Soyons donc dans la joie d’être ceux qui voient l’invisible sous le voile de ce qui est visible. Soyons dans l’espérance de la venue du Seigneur que nous attendons et qui est déjà présent aujourd’hui. Soyons dans la détermination de partager avec celles et ceux qui nous entourent la joie de cette présence. Soyons des témoins de la potentialité extraordinaire de l’existence humaine. Soyons les hérauts de l’amour de Dieu parmi les hommes. Soyons les artisans de la paix entre les hommes. Soyons les artisans du respect entre les hommes. Soyons les artisans de la fidélité aux engagements pris et aux travaux entamés. Soyons les témoins de l’Espérance qui habite toute l’Église du Christ pour ses enfants qui nous ont quittés quelques instants et qui vont revenir. Pour la génération qui vient, soyons ceux qui vont transmettre l’appel à veiller et à prier, à ne pas s’endormir, à ne pas se laisser engloutir par la routine des jours, par la banalité des occupations, non plus que part l’attrait et la cupidité de la possession.
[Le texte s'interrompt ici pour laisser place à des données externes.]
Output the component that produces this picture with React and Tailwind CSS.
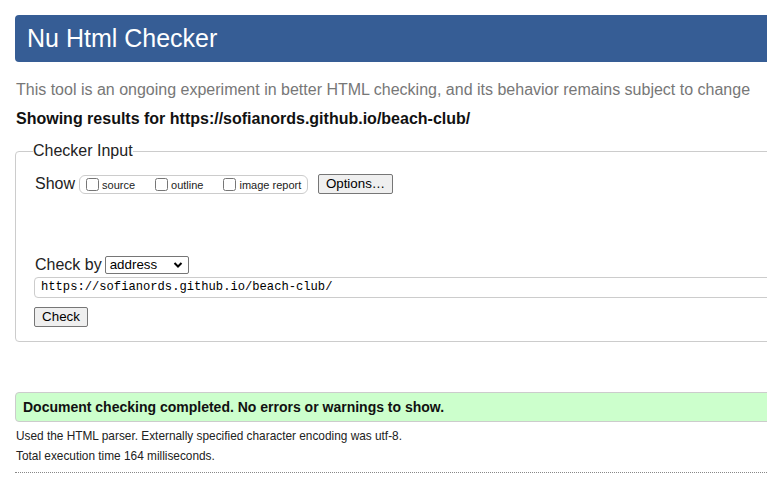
export default function App() {
  return (
    <div className="w-[767px] h-[491px] overflow-hidden bg-white" style={{ fontFamily: '"Liberation Sans", Arial, sans-serif' }}>
      <div className="w-[1000px] px-[15px]">
        <div className="mt-[15px] h-[47px] flex items-center pl-[12px] bg-[#365d95] rounded-[4px]">
          <h1 className="text-[25px] leading-none text-white">Nu Html Checker</h1>
        </div>

        <p className="mt-[19px] pl-[1px] text-[16px] leading-[18px] text-[#777]">
          This tool is an ongoing experiment in better HTML checking, and its behavior remains subject to change
        </p>
        <p className="mt-[11px] pl-[1px] text-[16px] leading-[18px] font-bold text-[#111]">
          Showing results for https://sofianords.github.io/beach-club/
        </p>

        <fieldset className="mt-[14px] border border-[#ccc] rounded-[4px] pl-[19px] pb-[13px]">
          <legend className="ml-[-2px] text-[16px] leading-[18px] text-[#222]">Checker Input</legend>

          <div className="mt-[14px] h-[20px] flex items-center">
            <span className="text-[16px] text-[#222]">Show</span>
            <div className="ml-[4px] h-[19px] w-[229px] flex items-center border border-[#ccc] rounded-[6px] pl-[6px] text-[11px] text-[#222]">
              <label className="flex items-center">
                <input type="checkbox" className="w-[13px] h-[13px] m-0" />
                <span className="ml-[3px] mt-[3px]">source</span>
              </label>
              <label className="flex items-center ml-[20px]">
                <input type="checkbox" className="w-[13px] h-[13px] m-0" />
                <span className="ml-[3px] mt-[3px]">outline</span>
              </label>
              <label className="flex items-center ml-[20px]">
                <input type="checkbox" className="w-[13px] h-[13px] m-0" />
                <span className="ml-[3px] mt-[3px]">image report</span>
              </label>
            </div>
            <button className="ml-[10px] h-[20px] w-[75px] border border-[#767676] bg-[#efefef] rounded-[2px] text-[13.33px] text-black leading-none">
              Options…
            </button>
          </div>

          <div className="mt-[61px] h-[19px] flex items-center">
            <span className="text-[16px] text-[#222]">Check by</span>
            <div className="ml-[3px] h-[18px] w-[84px] flex items-center justify-between border border-[#767676] rounded-[2px] pl-[4px] pr-[5px] text-[13.33px] text-black">
              <span>address</span>
              <svg className="w-[10px] h-[10px]" viewBox="0 0 10 10" fill="none" stroke="black" strokeWidth="2">
                <path d="M1.5 3l3.5 3.5L8.5 3" />
              </svg>
            </div>
          </div>

          <div className="mt-[3px] ml-[-1px] h-[21px] flex items-center border border-[#ccc] rounded-[4px] pl-[6px] text-[12.15px] text-black" style={{ fontFamily: '"Liberation Mono", "DejaVu Sans Mono", monospace' }}>
            https://sofianords.github.io/beach-club/
          </div>

          <button className="mt-[9px] ml-[-1px] h-[20px] w-[54px] border border-[#767676] bg-[#efefef] rounded-[2px] text-[13.33px] text-black leading-none">
            Check
          </button>
        </fieldset>

        <div className="mt-[50px] h-[30px] flex items-center border border-[#ccc] rounded-[4px] bg-[#ccffcc] pl-[7px]">
          <span className="text-[14px] font-bold text-[#111]">Document checking completed. No errors or warnings to show.</span>
        </div>

        <p className="mt-[7px] pl-[1px] text-[11.85px] leading-[14px] text-[#222]">
          Used the HTML parser. Externally specified character encoding was utf-8.
        </p>
        <p className="mt-[6px] pl-[1px] text-[11.85px] leading-[14px] text-[#222]">
          Total execution time 164 milliseconds.
        </p>
        <div className="mt-[9px] border-t border-dotted border-[#888]" />
      </div>
    </div>
  );
}
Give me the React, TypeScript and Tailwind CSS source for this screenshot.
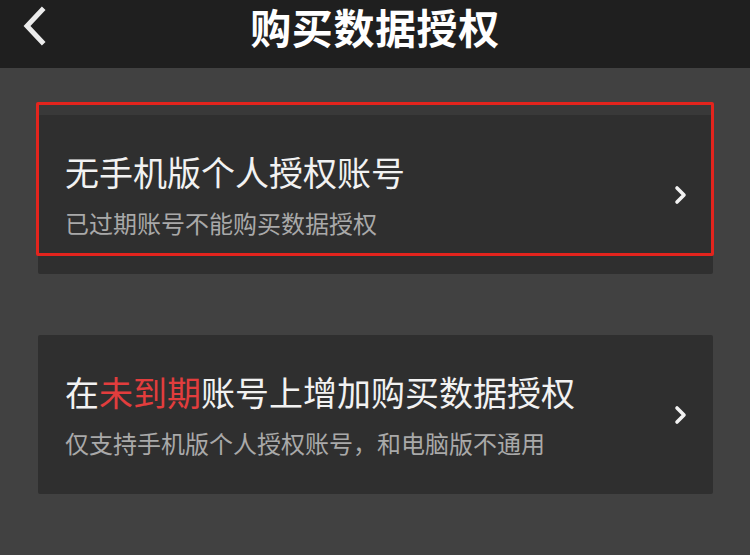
const font = { fontFamily: '"Noto Sans CJK SC", "Noto Sans", sans-serif' };

const Chevron = () => (
  <svg width="16" height="20" viewBox="0 0 16 20" className="shrink-0">
    <path d="M4 3 L11 10 L4 17" fill="none" stroke="#f2f2f2" strokeWidth="3.6" strokeLinecap="round" strokeLinejoin="round" />
  </svg>
);

const Card = ({ title, subtitle }: { title: React.ReactNode; subtitle: string }) => (
  <div className="flex items-center h-[159px] bg-[#2f2f2f] pl-[27px] pr-[24px] rounded-[2px]">
    <div className="flex-1 flex flex-col pt-[1px]">
      <div className="text-[34px] leading-[40px] text-[#f2f2f2]">{title}</div>
      <div className="mt-[16px] text-[24px] leading-[30px] text-[#a9a9a9]">{subtitle}</div>
    </div>
    <Chevron />
  </div>
);

const App = () => {
  return (
    <div className="w-[750px] h-[555px] bg-[#414141] overflow-hidden" style={font}>
      {/* Header */}
      <div className="relative h-[68px] bg-[#1f1f1f] flex justify-center">
        <svg className="absolute left-[20px] top-[6px]" width="28" height="40" viewBox="0 0 28 40">
          <path d="M22 4 L7 20 L22 36" fill="none" stroke="#ececec" strokeWidth="5" strokeLinecap="square" />
        </svg>
        <h1 className="pt-[1px] text-[41px] leading-[50px] font-bold text-white tracking-[0.6px]">购买数据授权</h1>
      </div>

      {/* Options */}
      <div className="ml-[38px] mr-[37px] mt-[47px] flex flex-col gap-[61px]">
        <div className="relative">
          <div className="absolute left-0 right-0 top-[-11px] h-[11px] bg-[#393939]" />
          <Card title="无手机版个人授权账号" subtitle="已过期账号不能购买数据授权" />
          <div className="absolute left-[-2px] right-[-1px] top-[-13px] h-[154px] border-[3px] border-[#e3241d] rounded-[2px] pointer-events-none" />
        </div>
        <Card
          title={
            <>
              在<span className="text-[#e23d3d]">未到期</span>账号上增加购买数据授权
            </>
          }
          subtitle="仅支持手机版个人授权账号，和电脑版不通用"
        />
      </div>
    </div>
  );
};

export default App;
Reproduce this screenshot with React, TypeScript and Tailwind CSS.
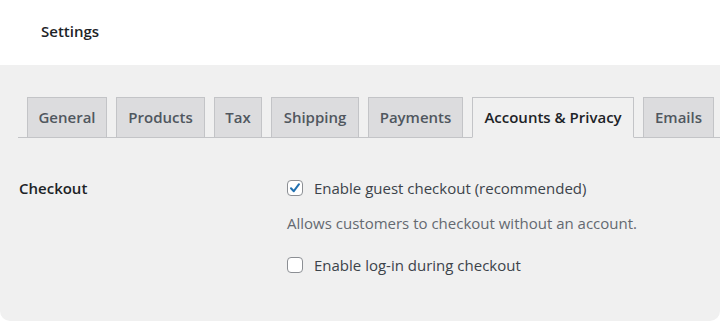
import React from "react";

const tabs = [
  { label: "General", w: "w-[80px]" },
  { label: "Products", w: "w-[89px]" },
  { label: "Tax", w: "w-[48px]" },
  { label: "Shipping", w: "w-[88px]" },
  { label: "Payments", w: "w-[95px]" },
  { label: "Accounts & Privacy", w: "w-[162px]", active: true },
  { label: "Emails", w: "w-[71px]" },
];

function Check({ checked }: { checked?: boolean }) {
  return (
    <span className="w-[16px] h-[16px] shrink-0 rounded-[4px] border border-[#8c8f94] bg-white flex items-center justify-center">
      {checked && (
        <svg width="14" height="14" viewBox="0 0 14 14">
          <path d="M3 7.2 L5.8 10.2 L11 3.2" fill="none" stroke="#2271b1" strokeWidth="2" strokeLinecap="round" strokeLinejoin="round" />
        </svg>
      )}
    </span>
  );
}

export default function App() {
  return (
    <div className="w-[720px] h-[321px] bg-white font-['Open_Sans',sans-serif] overflow-hidden">
      <div className="h-[65px] pl-[41px] pt-[20px] text-[15px] font-semibold text-[#1d2327] leading-[22px]">
        Settings
      </div>
      <div className="h-[256px] bg-[#f0f0f0] rounded-b-[10px] pt-[32px]">
        <div className="ml-[18px] pl-[9px] flex gap-[9px] border-b border-[#c3c4c7] h-[41px] items-end">
          {tabs.map((t) => (
            <div
              key={t.label}
              className={
                t.active
                  ? `${t.w} h-[41px] -mb-px flex items-center justify-center border border-[#c3c4c7] border-b-[#f0f0f0] bg-[#f0f0f0] text-[15px] font-semibold text-[#1d2327]`
                  : `${t.w} h-[40px] flex items-center justify-center border border-b-0 border-[#c3c4c7] bg-[#dcdcde] text-[15px] font-semibold text-[#50575e]`
              }
            >
              {t.label}
            </div>
          ))}
        </div>
        <div className="flex pt-[40px]">
          <div className="w-[287px] pl-[19px] text-[15px] font-semibold text-[#1d2327] leading-[20px]">
            Checkout
          </div>
          <div className="flex flex-col">
            <label className="flex items-center gap-[11px] text-[15px] text-[#3c434a] h-[20px]">
              <Check checked />
              Enable guest checkout (recommended)
            </label>
            <div className="mt-[15px] text-[15px] text-[#646970] h-[20px] leading-[20px]">
              Allows customers to checkout without an account.
            </div>
            <label className="mt-[22px] flex items-center gap-[11px] text-[15px] text-[#3c434a] h-[20px]">
              <Check />
              Enable log-in during checkout
            </label>
          </div>
        </div>
      </div>
    </div>
  );
}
Frères et sœurs, cette église est dédiée à sainte Clotilde dont je ne doute pas que tous aujourd’hui ici savent, au moins par le souvenir des images qu’ils ont regardées dans leur temps d’école primaire, qu’elle était l’épouse de Clovis et que, grâce à elle, Clovis a fait un chemin vers la foi. Le souvenir de sainte Clotilde est associé tout naturellement au baptême, et c’est pourquoi, dans cet autel que je cache pour l’instant mais que je vous dévoile un instant, la coupe qui est inscrite est le symbole d’un baptistère : elle évoque le baptême tandis que la colombe rappelle la venue de l’Esprit-Saint. En même temps, cette coupe évoque l’eucharistie où l’Esprit-Saint consacre le pain et le vin pour en faire le corps et le sang du Christ, comme l’Esprit-Saint qui habite nos cœurs consacre chacune de nos vies pour en faire l’actuelle présence du Christ dans le monde. Je vous invite donc, pour la profession de foi que nous faisons chaque dimanche, à renouveler ensemble la profession de foi de notre baptême et à répondre : « Je crois » aux questions que je vais poser.